Start

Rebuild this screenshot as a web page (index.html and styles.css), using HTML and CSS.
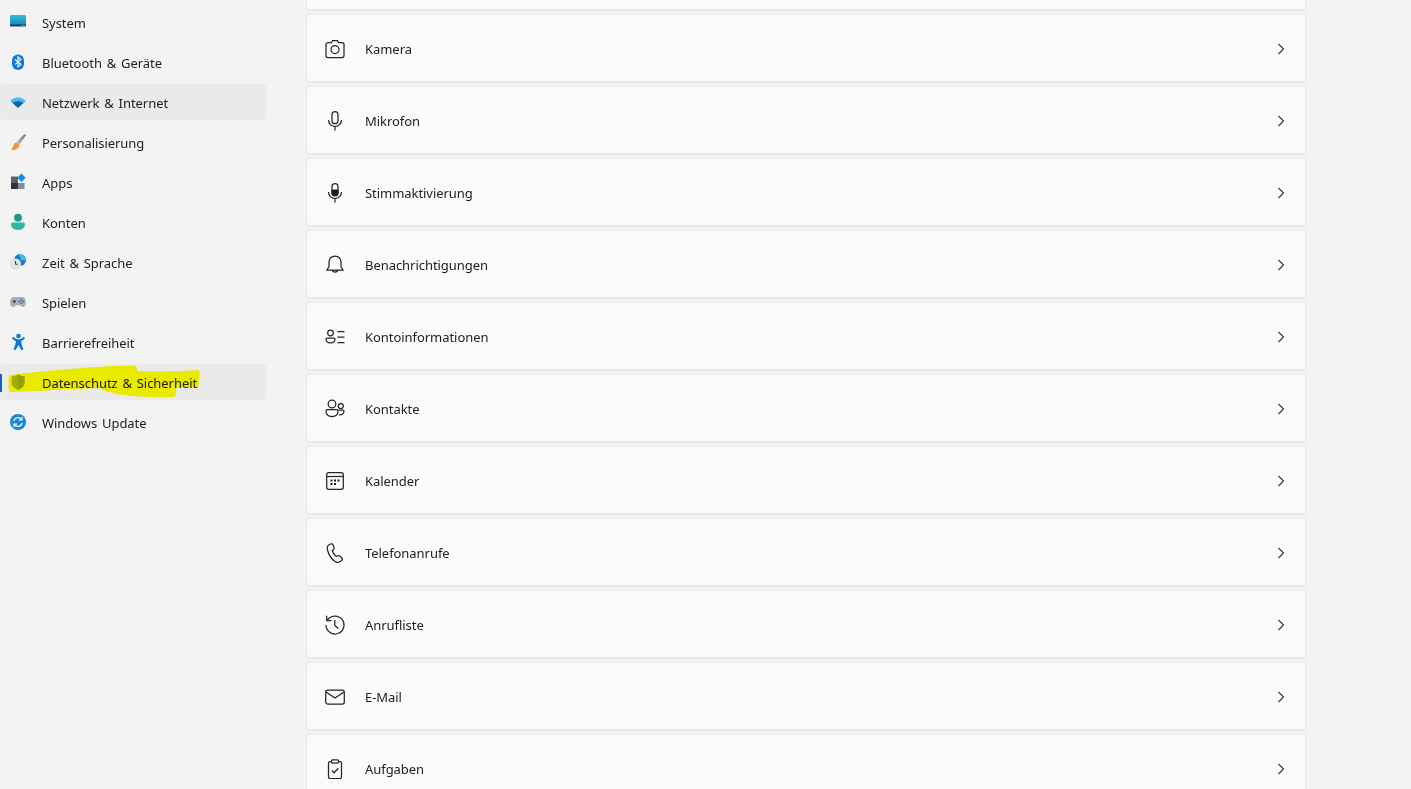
FILE: index.html
```html
<!DOCTYPE html>
<html lang="de">
  <head>
    <meta charset="UTF-8">
    <meta name="viewport" content="width=device-width, initial-scale=1.0">
    <title>Datenschutz &amp; Sicherheit</title>
    <link rel="stylesheet" href="styles.css">
  </head>
  <body>
    <div id="app">
      <nav class="sidebar">
        <a class="nav-item">
          <svg class="nav-icon" viewBox="0 0 18 18"><defs><linearGradient id="sys" x1="0" y1="0" x2="0" y2="1"><stop offset="0" stop-color="#35bcdc"/><stop offset="1" stop-color="#1b86b8"/></linearGradient></defs><path d="M1 3a1 1 0 0 1 1-1h14a1 1 0 0 1 1 1v9H1z" fill="url(#sys)"/><path d="M1 11.500h16v1a1 1 0 0 1-1 1H2a1 1 0 0 1-1-1z" fill="#163f63"/><path d="M12.500 12.500h1M14.500 12.500h1" stroke="#8fb4c4" stroke-width="1"/></svg>
          <span>System</span>
        </a>
        <a class="nav-item">
          <svg class="nav-icon" viewBox="0 0 18 18"><rect x="3" y="1.500" width="12" height="15.500" rx="6" fill="#0f78e0"/><path d="M6 6.500l6 4.700-3 2.600V4l3 2.600-6 4.800" fill="none" stroke="#fff" stroke-width="1.100"/></svg>
          <span>Bluetooth &amp; Geräte</span>
        </a>
        <a class="nav-item hovered">
          <svg class="nav-icon" viewBox="0 0 18 18"><path d="M1 7.800Q9 .6 17 7.800l-2.600 2.400H3.600z" fill="#4cbcf0"/><path d="M3.600 10Q9 6.200 14.400 10L9 15z" fill="#0d62ad"/></svg>
          <span>Netzwerk &amp; Internet</span>
        </a>
        <a class="nav-item">
          <svg class="nav-icon" viewBox="0 0 18 18"><defs><linearGradient id="brush" x1="1" y1="0" x2="0" y2="1"><stop offset="0" stop-color="#6f7276"/><stop offset="1" stop-color="#c2c4c6"/></linearGradient></defs><path d="M15.500 1 17 2.200 10.500 11.500 7.500 9z" fill="url(#brush)"/><path d="M7.300 9.200c-2.800.7-2.300 4-5.300 7.800 3.500.2 7.800-.5 8.300-5.300z" fill="#ef9430"/></svg>
          <span>Personalisierung</span>
        </a>
        <a class="nav-item">
          <svg class="nav-icon" viewBox="0 0 18 18"><rect x="2" y="3.500" width="7" height="6.500" fill="#5b626a"/><rect x="2" y="10" width="7" height="6" fill="#2d3640"/><rect x="9" y="10" width="6.500" height="6" fill="#858f97"/><path d="M12.500 0.500l4.200 4.200-4.200 4.200-4.200-4.200z" fill="#1291e0"/></svg>
          <span>Apps</span>
        </a>
        <a class="nav-item">
          <svg class="nav-icon" viewBox="0 0 18 18"><circle cx="9" cy="4.700" r="3.900" fill="#1a9d90"/><path d="M2 11.300a1.800 1.800 0 0 1 1.800-1.800h10.400a1.800 1.800 0 0 1 1.800 1.800c0 3.700-3.300 5.700-7 5.700s-7-2-7-5.700z" fill="#2fb7a4"/></svg>
          <span>Konten</span>
        </a>
        <a class="nav-item">
          <svg class="nav-icon" viewBox="0 0 18 18"><circle cx="11" cy="7" r="6" fill="#1681c8"/><path d="M10 1.100A6 6 0 0 1 17 7l-5 0z" fill="#4db8ea"/><circle cx="6.500" cy="11" r="5.500" fill="#dfe2e5"/><path d="M6.500 8v3.200h2.300" fill="none" stroke="#2f3a44" stroke-width="1"/></svg>
          <span>Zeit &amp; Sprache</span>
        </a>
        <a class="nav-item">
          <svg class="nav-icon" viewBox="0 0 18 18"><path d="M5 4h8c2.500 0 4 2 4 5.500 0 3-1.500 4.500-3 4.500-1.200 0-2-.8-2.800-1.800H6.800C6 13.200 5.200 14 4 14c-1.500 0-3-1.500-3-4.500C1 6 2.500 4 5 4z" fill="#aab1ba"/><path d="M3.600 8.500h3.400M5.300 6.800v3.400" stroke="#2f3944" stroke-width="1"/><circle cx="12.300" cy="6.800" r="1" fill="#2a74b8"/><circle cx="14.200" cy="8.500" r="1" fill="#2a74b8"/><circle cx="10.500" cy="8.500" r="1" fill="#2a74b8"/><circle cx="12.300" cy="10.200" r="1" fill="#2a74b8"/></svg>
          <span>Spielen</span>
        </a>
        <a class="nav-item">
          <svg class="nav-icon" viewBox="0 0 18 18"><circle cx="9.500" cy="3" r="2.300" fill="#0f78d4"/><path d="M4 3.700l3.800 2.500h3.400L15 3.700l1 1.800-4 3 .8 3.500 1.700 4.500-2.300.5-2.700-5-2.700 5-2.300-.5 1.700-4.500.8-3.500-4-3z" fill="#0f78d4"/></svg>
          <span>Barrierefreiheit</span>
        </a>
        <a class="nav-item hovered selected">
          <svg class="nav-icon" viewBox="0 0 18 18"><path d="M9 1.200c2 1.500 4 2 6.500 2.200v5.800c0 3.700-2.700 6.200-6.500 7.600-3.800-1.400-6.500-3.900-6.500-7.600V3.400C5 3.200 7 2.700 9 1.200z" fill="#a4aa2e"/><path d="M9 1.200c2 1.500 4 2 6.500 2.200v5.800c0 3.700-2.700 6.200-6.500 7.600z" fill="#979e28"/></svg>
          <span>Datenschutz &amp; Sicherheit</span>
        </a>
        <a class="nav-item">
          <svg class="nav-icon" viewBox="0 0 18 18"><circle cx="9" cy="9" r="8" fill="#1a86d4"/><path d="M4.800 8a4.300 4.300 0 0 1 7.500-1.800M13.200 10a4.300 4.300 0 0 1-7.500 1.800" fill="none" stroke="#fff" stroke-width="1.200"/><path d="M13 3.800v3h-3M5 14.200v-3h3" fill="none" stroke="#fff" stroke-width="1.200"/></svg>
          <span>Windows Update</span>
        </a>
        <svg class="marker" viewBox="0 0 210 40"><path d="M9 16C9 14 40 12 70 9 95 7 120 5 135 6c2 0 2 2 2 5 20 1 45 0 62-1 1 0 1 6-1 18-6 0-15 0-22 0 1 3 0 9-2 9-25 1-55-1-72-7-1-1-1-2-1-2C60 29 30 32 10 32 8 30 8 20 9 16z" fill="#ffff00"/></svg>
      </nav>

      <main class="content">
        <div class="card card-cut"></div>
        <a class="card">
          <svg class="card-icon" viewBox="0 0 20 20"><path d="M6.500 3.500 7.600 1.500h4.800l1.100 2h3.500a2 2 0 0 1 2 2v11a2 2 0 0 1-2 2H3a2 2 0 0 1-2-2v-11a2 2 0 0 1 2-2z"/><circle cx="10" cy="10.500" r="4"/></svg>
          <span>Kamera</span>
          <svg class="chevron" viewBox="0 0 12 12"><path d="M3.500 1 8.500 6l-5 5"/></svg>
        </a>
        <a class="card">
          <svg class="card-icon" viewBox="0 0 20 20"><rect x="7" y="0.700" width="6" height="12" rx="3"/><path d="M3.500 9a6.500 6.500 0 0 0 13 0M10 15.500v4"/></svg>
          <span>Mikrofon</span>
          <svg class="chevron" viewBox="0 0 12 12"><path d="M3.500 1 8.500 6l-5 5"/></svg>
        </a>
        <a class="card">
          <svg class="card-icon" viewBox="0 0 20 20"><rect x="7" y="0.700" width="6" height="12" rx="3"/><path d="M7 7h6v2.700a3 3 0 0 1-6 0z" fill="#1b1b1b"/><path d="M3.500 9a6.500 6.500 0 0 0 13 0M10 15.500v4"/></svg>
          <span>Stimmaktivierung</span>
          <svg class="chevron" viewBox="0 0 12 12"><path d="M3.500 1 8.500 6l-5 5"/></svg>
        </a>
        <a class="card">
          <svg class="card-icon" viewBox="0 0 20 20"><path d="M10 1a6 6 0 0 1 6 6v4.500l2 3.500H2l2-3.500V7a6 6 0 0 1 6-6zM7.200 15a2.900 2.900 0 0 0 5.600 0"/></svg>
          <span>Benachrichtigungen</span>
          <svg class="chevron" viewBox="0 0 12 12"><path d="M3.500 1 8.500 6l-5 5"/></svg>
        </a>
        <a class="card">
          <svg class="card-icon" viewBox="0 0 20 20"><circle cx="5.500" cy="6" r="2.800"/><path d="M1 12a1 1 0 0 1 1-1h7a1 1 0 0 1 1 1c0 2.500-2 3.800-4.500 3.800S1 14.500 1 12zM12.500 4.500h7M12.500 10h7M12.500 15.500h7"/></svg>
          <span>Kontoinformationen</span>
          <svg class="chevron" viewBox="0 0 12 12"><path d="M3.500 1 8.500 6l-5 5"/></svg>
        </a>
        <a class="card">
          <svg class="card-icon" viewBox="0 0 20 20"><circle cx="7" cy="5" r="3.800"/><circle cx="15.800" cy="7" r="2.500"/><path d="M1 12a1.500 1.500 0 0 1 1.500-1.500h9A1.500 1.500 0 0 1 13 12c0 3.500-2.500 5.500-6 5.500S1 15.500 1 12zM13.500 11h4.500a1 1 0 0 1 1 1c0 2.500-2 4-5 3.800"/></svg>
          <span>Kontakte</span>
          <svg class="chevron" viewBox="0 0 12 12"><path d="M3.500 1 8.500 6l-5 5"/></svg>
        </a>
        <a class="card">
          <svg class="card-icon" viewBox="0 0 20 20"><rect x="1.700" y="1.700" width="16.600" height="16.600" rx="2"/><path d="M1.700 5.500h16.600"/><path d="M5.500 8.500h2v2h-2zM9 8.500h2v2H9zM12.500 8.500h2v2h-2zM5.500 12h2v2h-2zM9 12h2v2H9z" fill="#1b1b1b" stroke="none"/></svg>
          <span>Kalender</span>
          <svg class="chevron" viewBox="0 0 12 12"><path d="M3.500 1 8.500 6l-5 5"/></svg>
        </a>
        <a class="card">
          <svg class="card-icon" viewBox="0 0 20 20"><path d="M5.500 1 3.700 2C2 3 2 5 2.500 7c1 4 4 9 7.500 11.500 2 1.300 4 1 5.500-.2l1.500-1.300c.6-.6.500-1.300 0-1.800l-2.400-2.200c-.6-.5-1.200-.5-1.800-.2l-1.600.8C9.500 12 7.800 9.500 7.300 7.500l1.400-1.200c.5-.5.600-1 .4-1.600L8 1.800C7.700 1 6.500.5 5.500 1z"/></svg>
          <span>Telefonanrufe</span>
          <svg class="chevron" viewBox="0 0 12 12"><path d="M3.500 1 8.500 6l-5 5"/></svg>
        </a>
        <a class="card">
          <svg class="card-icon" viewBox="0 0 20 20"><path d="M2.400 5.200A9 9 0 1 1 1 10M1.700 .8v4.700h4.700M9.800 5v5.500l3.500 3"/></svg>
          <span>Anrufliste</span>
          <svg class="chevron" viewBox="0 0 12 12"><path d="M3.500 1 8.500 6l-5 5"/></svg>
        </a>
        <a class="card">
          <svg class="card-icon" viewBox="0 0 20 20"><rect x="0.700" y="3" width="18.600" height="14" rx="2"/><path d="M1 5l9 6 9-6"/></svg>
          <span>E-Mail</span>
          <svg class="chevron" viewBox="0 0 12 12"><path d="M3.500 1 8.500 6l-5 5"/></svg>
        </a>
        <a class="card">
          <svg class="card-icon" viewBox="0 0 20 20"><path d="M6.500 2.500H5A1.500 1.500 0 0 0 3.500 4v14A1.500 1.500 0 0 0 5 19.500h10a1.500 1.500 0 0 0 1.500-1.500V4A1.500 1.500 0 0 0 15 2.500h-1.500"/><rect x="6.500" y="0.800" width="7" height="3.200" rx="1"/><path d="M6.800 11.500l2.300 2.300 4.200-4.500"/></svg>
          <span>Aufgaben</span>
          <svg class="chevron" viewBox="0 0 12 12"><path d="M3.500 1 8.500 6l-5 5"/></svg>
        </a>
      </main>
    </div>
  </body>
</html>
```

FILE: styles.css
```css
html, body {
    margin: 0;
    height: 100%;
}
body {
    font-family: "Noto Sans", "Open Sans", sans-serif;
    font-size: 13px;
    letter-spacing: -0.05px;
    word-spacing: 1.5px;
    color: #222;
    background-color: #f3f3f3;
    overflow: hidden;
}
#app {
    display: flex;
    height: 789px;
    overflow: hidden;
}

/* sidebar */
.sidebar {
    position: relative;
    width: 266px;
    flex-shrink: 0;
    padding-top: 4px;
    display: flex;
    flex-direction: column;
    gap: 4px;
}
.nav-item {
    position: relative;
    display: flex;
    align-items: center;
    gap: 15px;
    height: 36px;
    padding-left: 9px;
    border-radius: 4px;
}
.nav-item span {
    position: relative;
    top: 1px;
}
.nav-icon {
    width: 18px;
    height: 18px;
    flex-shrink: 0;
}
.hovered {
    background-color: #eaeaea;
}
.selected::before {
    content: "";
    position: absolute;
    left: 0;
    top: 10px;
    width: 2px;
    height: 18px;
    background-color: #0f6cbd;
}
.marker {
    position: absolute;
    left: 0;
    top: 360px;
    width: 210px;
    height: 40px;
    mix-blend-mode: multiply;
}

/* cards */
.content {
    width: 1000px;
    margin-left: 40px;
    display: flex;
    flex-direction: column;
    gap: 4px;
}
.card {
    display: flex;
    align-items: center;
    flex-shrink: 0;
    box-sizing: border-box;
    height: 68px;
    padding-top: 2px;
    padding-left: 18px;
    background-color: #fbfbfb;
    border: 1px solid #e9e9e9;
    border-radius: 4px;
    box-shadow: 0 1px 0 #e9e9e9;
}
.card-cut {
    height: 10px;
    padding-top: 0;
    border-top: none;
    border-top-left-radius: 0;
    border-top-right-radius: 0;
}
.card span {
    margin-left: 20px;
}
.card-icon {
    width: 20px;
    height: 20px;
    flex-shrink: 0;
    fill: none;
    stroke: #262626;
    stroke-width: 1.25;
}
.chevron {
    width: 12px;
    height: 12px;
    margin-left: auto;
    margin-right: 18px;
    fill: none;
    stroke: #404040;
    stroke-width: 1.25;
}
```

End

*Directive*:
Look over the material above and show each line where "index" appears.

*Answer to this exercise*:
Rebuild this screenshot as a web page (index.html and styles.css), using HTML and CSS.
FILE: index.html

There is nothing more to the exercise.